Yad Vashem gives award to protectors of local who was once a hidden child

By ELLEN WEISMAN STRENGER Voice shore editor


Leo Ullman (left) shows documentary film crew the building in Amsterdam where he was hidden as a young child, from 1943 to 1945. Leo Ullman (left) shows documentary film crew the building in Amsterdam where he was hidden as a young child, from 1943 to 1945. Last month, Yad Vashem presented the Righteous Among the Nations Award to the family of Hendrik and Jannigje Schimmel- Manschot, a Dutch couple that hid former local businessman Leo Ullman from the Nazis in Amsterdam, said Gail Rosenthal, director of Stockton University’s Holocaust Resource Center, who travelled with the Ullman family to Amsterdam for the presentation of the award.

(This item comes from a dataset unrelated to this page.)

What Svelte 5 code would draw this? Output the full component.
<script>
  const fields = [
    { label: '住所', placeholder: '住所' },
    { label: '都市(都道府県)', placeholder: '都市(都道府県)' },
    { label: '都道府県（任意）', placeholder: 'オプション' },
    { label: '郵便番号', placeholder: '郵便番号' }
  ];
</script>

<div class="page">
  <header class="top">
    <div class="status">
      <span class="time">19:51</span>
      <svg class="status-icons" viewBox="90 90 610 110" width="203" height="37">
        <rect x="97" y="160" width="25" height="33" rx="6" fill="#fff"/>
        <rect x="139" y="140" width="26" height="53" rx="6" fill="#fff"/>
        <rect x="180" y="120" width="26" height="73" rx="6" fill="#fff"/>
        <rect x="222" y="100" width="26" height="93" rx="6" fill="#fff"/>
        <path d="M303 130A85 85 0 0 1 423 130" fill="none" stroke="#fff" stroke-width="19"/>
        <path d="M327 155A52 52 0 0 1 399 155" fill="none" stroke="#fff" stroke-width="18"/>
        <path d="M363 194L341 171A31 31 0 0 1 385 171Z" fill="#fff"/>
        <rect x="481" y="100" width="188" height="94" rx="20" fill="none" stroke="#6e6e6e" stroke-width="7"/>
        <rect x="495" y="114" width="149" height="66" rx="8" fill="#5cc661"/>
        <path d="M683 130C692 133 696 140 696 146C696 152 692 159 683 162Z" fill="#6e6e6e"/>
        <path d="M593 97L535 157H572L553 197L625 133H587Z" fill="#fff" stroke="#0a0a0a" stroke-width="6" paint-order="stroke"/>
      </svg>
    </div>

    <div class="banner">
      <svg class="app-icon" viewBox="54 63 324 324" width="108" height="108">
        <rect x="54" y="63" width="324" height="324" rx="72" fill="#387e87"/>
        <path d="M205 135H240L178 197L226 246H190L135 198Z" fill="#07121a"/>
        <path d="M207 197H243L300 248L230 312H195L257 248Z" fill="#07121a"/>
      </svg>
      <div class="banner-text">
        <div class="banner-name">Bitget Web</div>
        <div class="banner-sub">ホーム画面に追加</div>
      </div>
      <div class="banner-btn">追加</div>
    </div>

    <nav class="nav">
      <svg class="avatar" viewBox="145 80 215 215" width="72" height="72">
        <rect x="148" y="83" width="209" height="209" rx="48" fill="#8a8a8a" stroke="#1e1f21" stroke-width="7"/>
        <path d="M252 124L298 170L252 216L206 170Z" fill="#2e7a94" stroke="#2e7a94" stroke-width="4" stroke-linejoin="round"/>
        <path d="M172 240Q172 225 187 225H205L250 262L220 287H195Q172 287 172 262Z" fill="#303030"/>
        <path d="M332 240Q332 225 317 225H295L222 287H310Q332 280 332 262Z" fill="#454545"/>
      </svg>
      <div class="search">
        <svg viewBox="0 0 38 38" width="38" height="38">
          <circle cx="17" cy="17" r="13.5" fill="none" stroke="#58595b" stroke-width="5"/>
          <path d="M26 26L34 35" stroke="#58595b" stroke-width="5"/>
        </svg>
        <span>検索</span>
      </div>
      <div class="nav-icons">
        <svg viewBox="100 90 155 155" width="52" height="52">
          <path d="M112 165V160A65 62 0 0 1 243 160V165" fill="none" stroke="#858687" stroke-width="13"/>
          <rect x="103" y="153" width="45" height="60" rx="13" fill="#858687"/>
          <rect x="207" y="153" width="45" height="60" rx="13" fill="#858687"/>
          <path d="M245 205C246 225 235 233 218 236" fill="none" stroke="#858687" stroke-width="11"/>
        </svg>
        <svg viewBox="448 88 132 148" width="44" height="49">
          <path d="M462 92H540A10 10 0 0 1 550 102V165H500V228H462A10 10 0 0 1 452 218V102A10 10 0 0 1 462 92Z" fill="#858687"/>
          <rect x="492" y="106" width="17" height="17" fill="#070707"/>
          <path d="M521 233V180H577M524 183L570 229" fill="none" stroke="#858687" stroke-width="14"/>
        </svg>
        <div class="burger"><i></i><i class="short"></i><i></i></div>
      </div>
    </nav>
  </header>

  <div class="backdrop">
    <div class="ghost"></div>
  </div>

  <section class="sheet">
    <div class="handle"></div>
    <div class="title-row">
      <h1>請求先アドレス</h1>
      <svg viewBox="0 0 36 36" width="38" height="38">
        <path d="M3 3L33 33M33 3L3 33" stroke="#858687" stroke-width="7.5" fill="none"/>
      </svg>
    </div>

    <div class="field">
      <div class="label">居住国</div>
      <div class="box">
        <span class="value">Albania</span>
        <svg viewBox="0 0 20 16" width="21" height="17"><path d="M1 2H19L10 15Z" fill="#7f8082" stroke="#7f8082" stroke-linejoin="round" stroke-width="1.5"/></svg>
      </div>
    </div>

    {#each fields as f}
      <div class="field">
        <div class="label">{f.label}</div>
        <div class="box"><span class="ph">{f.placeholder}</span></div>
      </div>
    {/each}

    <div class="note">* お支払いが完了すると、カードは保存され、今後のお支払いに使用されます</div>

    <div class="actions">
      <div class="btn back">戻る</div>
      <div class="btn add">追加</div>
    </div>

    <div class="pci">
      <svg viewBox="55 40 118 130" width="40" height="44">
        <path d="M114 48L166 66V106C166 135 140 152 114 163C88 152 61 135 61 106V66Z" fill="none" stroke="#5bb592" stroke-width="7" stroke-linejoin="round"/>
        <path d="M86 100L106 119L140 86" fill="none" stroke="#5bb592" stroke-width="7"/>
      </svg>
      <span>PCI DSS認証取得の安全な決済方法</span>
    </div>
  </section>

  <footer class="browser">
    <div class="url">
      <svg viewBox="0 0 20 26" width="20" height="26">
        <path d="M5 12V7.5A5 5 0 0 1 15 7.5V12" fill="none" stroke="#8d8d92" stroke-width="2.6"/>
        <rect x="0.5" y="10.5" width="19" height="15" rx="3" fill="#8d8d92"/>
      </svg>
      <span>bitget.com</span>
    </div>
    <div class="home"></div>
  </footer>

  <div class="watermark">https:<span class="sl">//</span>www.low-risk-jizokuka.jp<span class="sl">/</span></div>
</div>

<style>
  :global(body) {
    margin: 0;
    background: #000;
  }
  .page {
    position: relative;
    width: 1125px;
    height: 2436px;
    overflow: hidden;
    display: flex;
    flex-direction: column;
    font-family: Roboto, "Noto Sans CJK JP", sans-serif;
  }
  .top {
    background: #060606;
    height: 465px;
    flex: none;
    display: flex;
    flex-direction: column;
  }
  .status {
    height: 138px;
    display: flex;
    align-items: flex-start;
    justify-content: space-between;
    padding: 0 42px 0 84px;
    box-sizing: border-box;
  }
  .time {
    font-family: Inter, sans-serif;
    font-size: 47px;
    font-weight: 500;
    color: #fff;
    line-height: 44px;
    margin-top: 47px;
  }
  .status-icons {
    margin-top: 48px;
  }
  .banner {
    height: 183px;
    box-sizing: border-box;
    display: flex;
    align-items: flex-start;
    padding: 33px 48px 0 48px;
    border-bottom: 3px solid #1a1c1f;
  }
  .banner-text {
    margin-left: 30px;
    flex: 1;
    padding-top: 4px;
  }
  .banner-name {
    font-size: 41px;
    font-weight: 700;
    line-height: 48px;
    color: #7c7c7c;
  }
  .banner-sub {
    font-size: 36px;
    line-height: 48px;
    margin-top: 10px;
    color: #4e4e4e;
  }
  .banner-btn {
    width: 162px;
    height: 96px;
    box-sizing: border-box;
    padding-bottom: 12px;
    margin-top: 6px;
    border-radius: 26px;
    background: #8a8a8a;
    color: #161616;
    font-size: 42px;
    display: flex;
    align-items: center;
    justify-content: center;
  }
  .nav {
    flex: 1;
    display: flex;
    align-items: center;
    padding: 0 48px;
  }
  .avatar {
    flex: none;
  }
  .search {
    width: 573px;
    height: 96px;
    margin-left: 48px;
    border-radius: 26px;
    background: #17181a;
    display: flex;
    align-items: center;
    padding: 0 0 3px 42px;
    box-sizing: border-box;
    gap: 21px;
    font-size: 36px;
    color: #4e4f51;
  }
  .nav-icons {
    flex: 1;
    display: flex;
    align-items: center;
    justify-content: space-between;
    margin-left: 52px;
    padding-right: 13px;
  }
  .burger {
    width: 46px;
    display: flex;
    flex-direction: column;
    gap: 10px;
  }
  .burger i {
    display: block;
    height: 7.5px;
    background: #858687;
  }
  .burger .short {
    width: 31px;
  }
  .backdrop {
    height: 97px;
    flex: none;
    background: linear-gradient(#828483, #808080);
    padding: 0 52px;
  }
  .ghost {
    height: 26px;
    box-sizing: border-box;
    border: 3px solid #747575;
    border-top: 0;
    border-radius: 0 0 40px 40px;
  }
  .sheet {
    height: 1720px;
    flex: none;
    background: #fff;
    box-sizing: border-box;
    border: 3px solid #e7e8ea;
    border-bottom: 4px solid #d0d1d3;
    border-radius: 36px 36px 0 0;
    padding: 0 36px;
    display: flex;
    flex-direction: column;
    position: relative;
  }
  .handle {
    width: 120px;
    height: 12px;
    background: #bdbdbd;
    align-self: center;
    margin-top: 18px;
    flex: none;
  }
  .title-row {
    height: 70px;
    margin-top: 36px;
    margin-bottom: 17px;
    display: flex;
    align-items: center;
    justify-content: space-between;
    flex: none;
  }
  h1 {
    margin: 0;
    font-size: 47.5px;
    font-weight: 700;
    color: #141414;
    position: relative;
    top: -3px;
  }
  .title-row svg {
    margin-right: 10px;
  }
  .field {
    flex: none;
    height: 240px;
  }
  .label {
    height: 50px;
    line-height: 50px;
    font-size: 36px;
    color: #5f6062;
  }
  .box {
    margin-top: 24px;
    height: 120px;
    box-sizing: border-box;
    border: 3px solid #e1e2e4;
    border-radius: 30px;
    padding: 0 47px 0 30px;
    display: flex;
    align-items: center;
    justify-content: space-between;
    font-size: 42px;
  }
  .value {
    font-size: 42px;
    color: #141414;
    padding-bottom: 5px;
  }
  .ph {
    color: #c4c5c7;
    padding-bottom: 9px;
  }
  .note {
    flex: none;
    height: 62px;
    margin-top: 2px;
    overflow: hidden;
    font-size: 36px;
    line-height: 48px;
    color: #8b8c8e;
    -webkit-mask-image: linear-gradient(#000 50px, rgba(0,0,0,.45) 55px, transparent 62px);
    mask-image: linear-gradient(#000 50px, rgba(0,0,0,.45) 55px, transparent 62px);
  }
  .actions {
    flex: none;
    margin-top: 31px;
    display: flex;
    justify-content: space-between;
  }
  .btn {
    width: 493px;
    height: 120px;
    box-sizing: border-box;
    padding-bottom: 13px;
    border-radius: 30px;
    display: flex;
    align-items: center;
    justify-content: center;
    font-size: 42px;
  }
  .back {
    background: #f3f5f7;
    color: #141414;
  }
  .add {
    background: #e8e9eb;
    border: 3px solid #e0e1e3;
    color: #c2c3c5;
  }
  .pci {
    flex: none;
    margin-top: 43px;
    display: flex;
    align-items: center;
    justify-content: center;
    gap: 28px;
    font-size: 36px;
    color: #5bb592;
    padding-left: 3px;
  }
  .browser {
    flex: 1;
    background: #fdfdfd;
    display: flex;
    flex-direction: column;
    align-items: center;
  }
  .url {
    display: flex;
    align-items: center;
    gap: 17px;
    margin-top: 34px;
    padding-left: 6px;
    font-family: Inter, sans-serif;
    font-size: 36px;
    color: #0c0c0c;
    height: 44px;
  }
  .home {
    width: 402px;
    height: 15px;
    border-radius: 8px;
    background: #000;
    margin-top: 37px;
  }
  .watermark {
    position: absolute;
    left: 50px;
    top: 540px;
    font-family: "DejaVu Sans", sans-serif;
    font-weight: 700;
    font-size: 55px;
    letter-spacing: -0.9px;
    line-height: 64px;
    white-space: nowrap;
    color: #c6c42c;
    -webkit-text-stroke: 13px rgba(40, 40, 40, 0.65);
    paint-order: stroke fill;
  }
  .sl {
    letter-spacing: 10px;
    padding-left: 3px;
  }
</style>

Also receiving the Righteous Among the Nations Award was the family of Pieter Hoogenboom, a Dutch policeman who forged identity papers that saved the lives of Ullman’s parents and many other Dutch Jews, added Rosenthal.

In a moving ceremony at the Jewish Historical Museum in Amsterdam, family members of those being honored (all of whom had long since passed away) received Righteous Among the Nations Medals as well as a certificate recognizing the family member or members who risked their lives to save Ullman and his family. Ullman and his children and grandchildren all attended as well, said Rosenthal.

Notably, the descendants of all those being honored all had “heard stories about what their grandparents did,” she added.

The September 18 ceremony in Amsterdam was the culmination of a long process, noted Rosenthal, who began encouraging Ullman to initiate this process in the 1990s after hearing about his experience as a hidden child during World War II.

Ullman, a former owner of the Shore Mall, became friendly with Rosenthal roughly 20 years ago when the Shore Mall sponsored an exhibit on Anne Frank.

“Thousands of school children and members of the public came to see the exhibit, which showed the life story of Anne Frank as well as showing the history of the Holocaust,” noted Rosenthal.

Sometime after the exhibit, Ullman told her that he, like Anne Frank, had been a hidden child in Amsterdam from age three to six. “The end result was different for him because he survived while she died in Bergen Belsen. He was never found as a hidden child.”

Ullman had called the people who hid him his “war parents,” she said. “At the same time, his parents were hidden by another family in an attic. Neither knew where the other was, only someone in the Dutch underground knew.”

Ullman’s “war parents” were an older couple who told people he was their grandchild. “It must have seemed odd to the neighbors that this grandchild suddenly moved in,” said Rosenthal. Indeed, after the war it became clear that the war parents’ neighbors all knew that the couple was hiding a Jewish child.

“His war parents were always in his life until they died,” she added. The couple eased Ullman’s transition to moving back in with his real parents, whom he no longer recognized, by giving the family a dog that young Ullman had grown attached to, and by walking Ullman to school every day, even though they had to walk miles in order to get to his house and back.

Ullman discovered how Hoogenboom had helped save his family around the same time that Rosenthal encouraged him to seek recognition for his war parents through Yad Vashem. “At the same time I was encouraging him to do this, he found forged identity cards for his parents that saved their lives” as well as the lives of others. “Eventually he found the retired policeman who risked his life to forge these documents. He found the grandchildren, “who recognized their grandfather’s handwriting on the papers,” said Rosenthal.

“You think of someone like that, a retired policeman, as someone who follows orders,” said Rosenthal. “But his grandchildren described him as someone with a strong sense of right and wrong. He had a lot of luck, and was almost caught many times. But his work was perfect.”

Ullman spent 2-3 years working to obtain Righteous Among the Nations Awards for Hoogenboom and his war parents. The ceremony was attended by the Israeli Consul General and a representative of the American embassy as well as all the families, noted Rosenthal.

After the award presentation, Ullman and some of the family members participated in the making of a documentary film about Ullman’s life. The Holocaust Resource Center hired a film crew that interviewed Ullman in front of the house where he was hidden, said Rosenthal. “It was very emotional for those of us who attended.”